Lowcountry Local First, in partnership with the College of Charleston’s School of Professional Studies, has opened up a call for applications to the 2017 Growing New Farmers Program. This program provides 6 months of experiential, hands-on training at Middleton Place USDA Certified Organic Farm, coupled with curriculum-based instruction in a classroom setting and an optional apprenticeship. Topics covered range from seed starting, to post-harvest handling, to business planning. Applications are being accepted on a rolling basis now through March 17, 2017. The class size will be capped at 30 participants.
The Growing New Farmers Program is a Lowcountry Local First program that began in 2010 in order to train the next generation of farmers and food system leaders. “The average age of a South Carolina farmer today is 59-years-old and only six percent of farmers are under the age of 35. Creating the next generation of farmers is critical for a healthy local food system,” says Jamee Haley, Executive Director at Lowcountry Local First.

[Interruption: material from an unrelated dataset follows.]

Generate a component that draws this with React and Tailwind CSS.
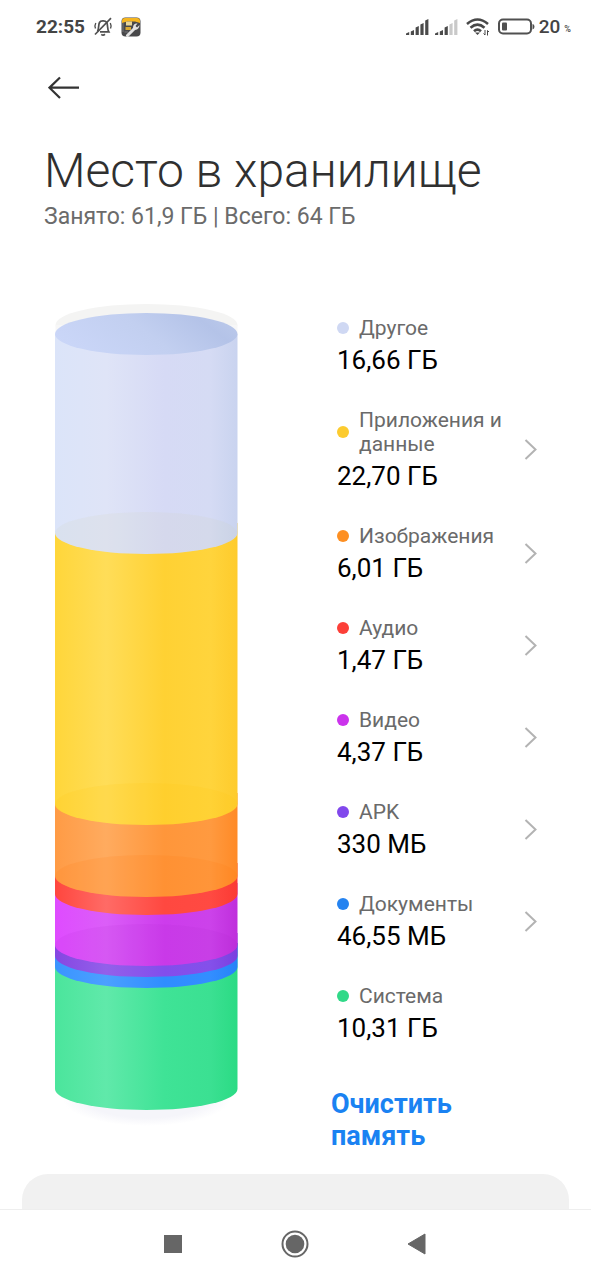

Lowcountry Local First is addressing the supply side issues facing the local food system by ensuring there are new farmers entering the market and all farmers interested in operating sustainable businesses are provided the tools, training and network to achieve their goals. Participants are also provided the opportunity to be matched with one of more than 20 qualified local farmers or food system mentors to gain hands-on experience relevant to their interests. The program is expanding in 2017 to offer apprenticeships in areas such as farmers’ market management, urban farming, nursery production, aeroponics, and other industry related businesses, which will increase the diversity of experiences available.

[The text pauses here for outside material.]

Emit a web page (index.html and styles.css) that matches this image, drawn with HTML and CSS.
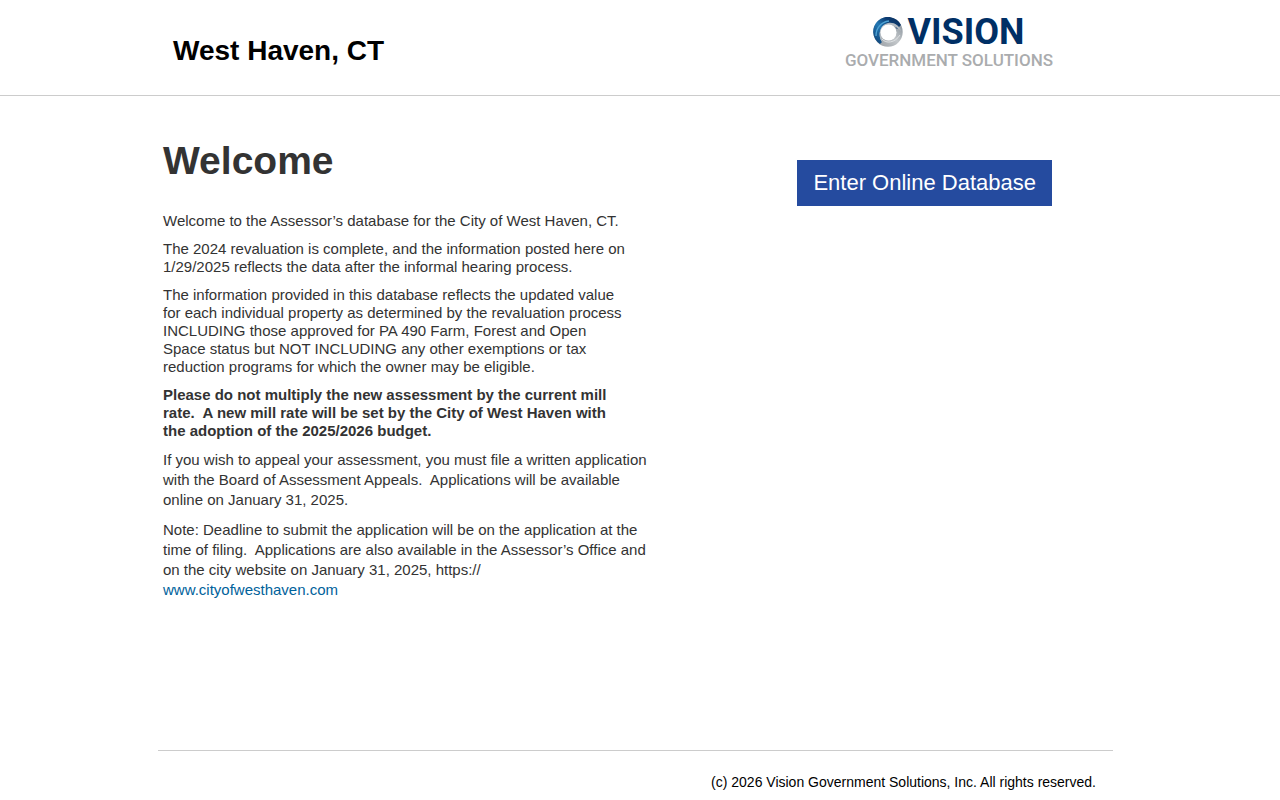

Participants will receive a minimum of 250 training hours and receive a Certificate in Sustainable Agriculture from the College of Charleston’s School of Professional Studies. A new, optional 8-week business planning course and challenge will be offered through Clemson Extension and in conjunction with South Carolina Community Loan Fund’s “Feeding Innovation Program.” This program will be made available through separate application during September and October.
“When I came into this program, I really didn’t know what I was going to do. Now I know that I want to be a farmer and I am ready to take the next steps required to become one,” says Emery Thomas, a 2016 graduate.
With 146 graduates to date, past participants have gone on to become active business members in our food system, including Spade and Clover Gardens, Compost in My Shoe, Rooting Down Farms, The Green Heart Project, the Johns Island Farmers Market, Wit Meets Grit, Sunday Brunch Farmers Market, and Murray’s Heirlooms.
Applications are being accepted now through March 17, 2017. The program will begin on April 3 and conclude September 22, with a two-week break in July. The program cost is $2,000, paid in monthly installments. Limited, income-based financial aid is available via application.